===== Supplied data

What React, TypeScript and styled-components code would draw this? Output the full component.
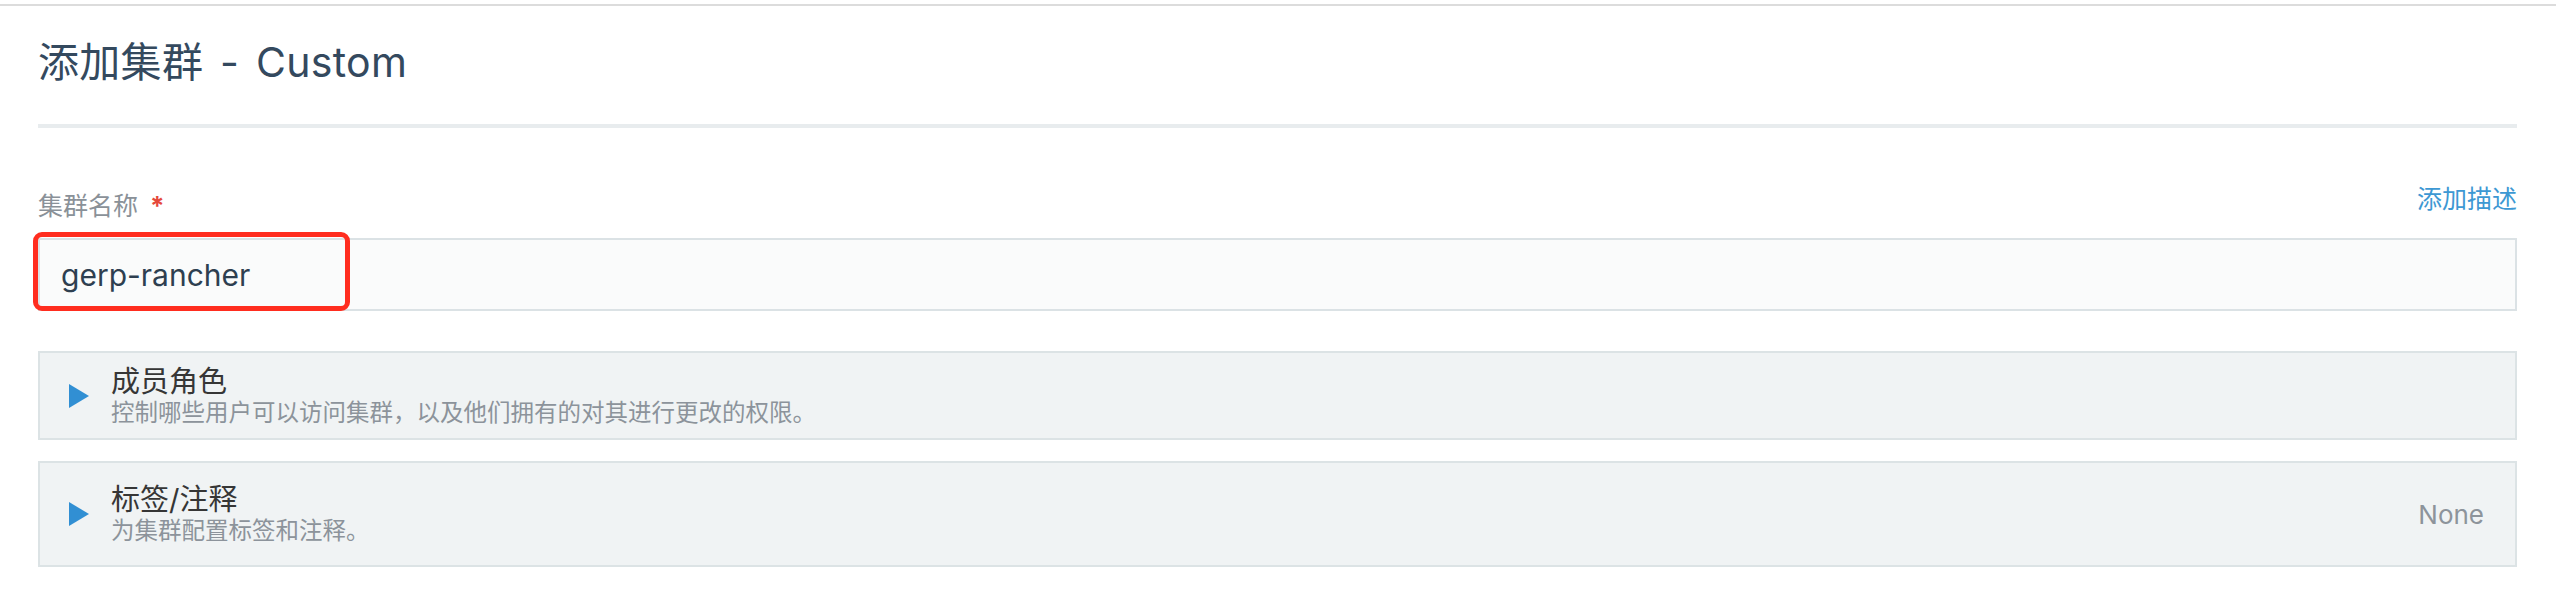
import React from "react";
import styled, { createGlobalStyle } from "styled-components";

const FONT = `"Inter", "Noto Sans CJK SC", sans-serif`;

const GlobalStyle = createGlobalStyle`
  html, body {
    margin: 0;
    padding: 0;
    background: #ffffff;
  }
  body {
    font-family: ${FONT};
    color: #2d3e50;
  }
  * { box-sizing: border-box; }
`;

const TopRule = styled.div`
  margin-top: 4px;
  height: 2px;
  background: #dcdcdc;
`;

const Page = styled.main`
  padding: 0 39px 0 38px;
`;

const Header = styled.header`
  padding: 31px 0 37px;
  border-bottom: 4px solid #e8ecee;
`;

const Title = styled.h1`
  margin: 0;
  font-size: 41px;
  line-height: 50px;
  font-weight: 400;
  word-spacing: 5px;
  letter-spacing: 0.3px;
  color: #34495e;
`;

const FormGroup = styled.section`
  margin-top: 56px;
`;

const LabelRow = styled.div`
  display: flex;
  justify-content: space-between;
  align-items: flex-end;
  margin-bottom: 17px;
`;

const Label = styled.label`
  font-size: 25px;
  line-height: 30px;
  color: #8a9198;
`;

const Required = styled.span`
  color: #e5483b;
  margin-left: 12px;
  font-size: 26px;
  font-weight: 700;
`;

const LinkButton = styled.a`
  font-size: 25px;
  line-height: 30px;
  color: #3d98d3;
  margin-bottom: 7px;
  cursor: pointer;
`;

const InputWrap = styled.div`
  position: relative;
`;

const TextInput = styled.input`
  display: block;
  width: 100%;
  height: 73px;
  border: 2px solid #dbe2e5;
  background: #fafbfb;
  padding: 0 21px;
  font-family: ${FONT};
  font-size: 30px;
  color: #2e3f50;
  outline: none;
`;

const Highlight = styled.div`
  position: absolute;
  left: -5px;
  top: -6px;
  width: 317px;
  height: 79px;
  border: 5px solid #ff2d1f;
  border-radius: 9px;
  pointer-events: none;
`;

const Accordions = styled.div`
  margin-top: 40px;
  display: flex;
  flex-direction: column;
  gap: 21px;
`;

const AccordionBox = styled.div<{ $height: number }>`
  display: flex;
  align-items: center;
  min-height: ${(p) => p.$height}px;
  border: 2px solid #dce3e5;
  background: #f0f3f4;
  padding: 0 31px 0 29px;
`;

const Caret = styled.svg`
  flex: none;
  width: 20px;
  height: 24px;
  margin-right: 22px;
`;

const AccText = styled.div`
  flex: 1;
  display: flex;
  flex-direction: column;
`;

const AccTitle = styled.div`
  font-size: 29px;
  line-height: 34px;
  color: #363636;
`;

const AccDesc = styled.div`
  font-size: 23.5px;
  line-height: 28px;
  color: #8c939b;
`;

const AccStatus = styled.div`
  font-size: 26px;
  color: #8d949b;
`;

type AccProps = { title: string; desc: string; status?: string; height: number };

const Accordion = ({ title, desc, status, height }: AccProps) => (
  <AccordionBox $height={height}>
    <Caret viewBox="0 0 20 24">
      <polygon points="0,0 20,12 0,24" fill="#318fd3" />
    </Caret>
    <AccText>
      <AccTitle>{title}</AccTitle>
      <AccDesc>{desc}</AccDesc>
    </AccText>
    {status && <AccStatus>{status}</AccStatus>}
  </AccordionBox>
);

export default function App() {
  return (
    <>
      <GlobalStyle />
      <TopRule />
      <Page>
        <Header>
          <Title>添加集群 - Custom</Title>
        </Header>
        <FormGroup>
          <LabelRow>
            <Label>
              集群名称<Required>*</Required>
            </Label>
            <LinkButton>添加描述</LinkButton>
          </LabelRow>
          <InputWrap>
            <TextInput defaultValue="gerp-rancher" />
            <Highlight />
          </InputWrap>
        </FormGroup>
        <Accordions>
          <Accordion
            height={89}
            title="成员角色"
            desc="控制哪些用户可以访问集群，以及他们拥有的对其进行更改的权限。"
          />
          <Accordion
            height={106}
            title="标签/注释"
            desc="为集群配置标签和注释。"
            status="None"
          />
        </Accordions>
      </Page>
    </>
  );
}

==========

▸ Requirements
Read through the data and copy every line where "React" shows up.

▸ Result of this task
What React, TypeScript and styled-components code would draw this? Output the full component.
import React from "react";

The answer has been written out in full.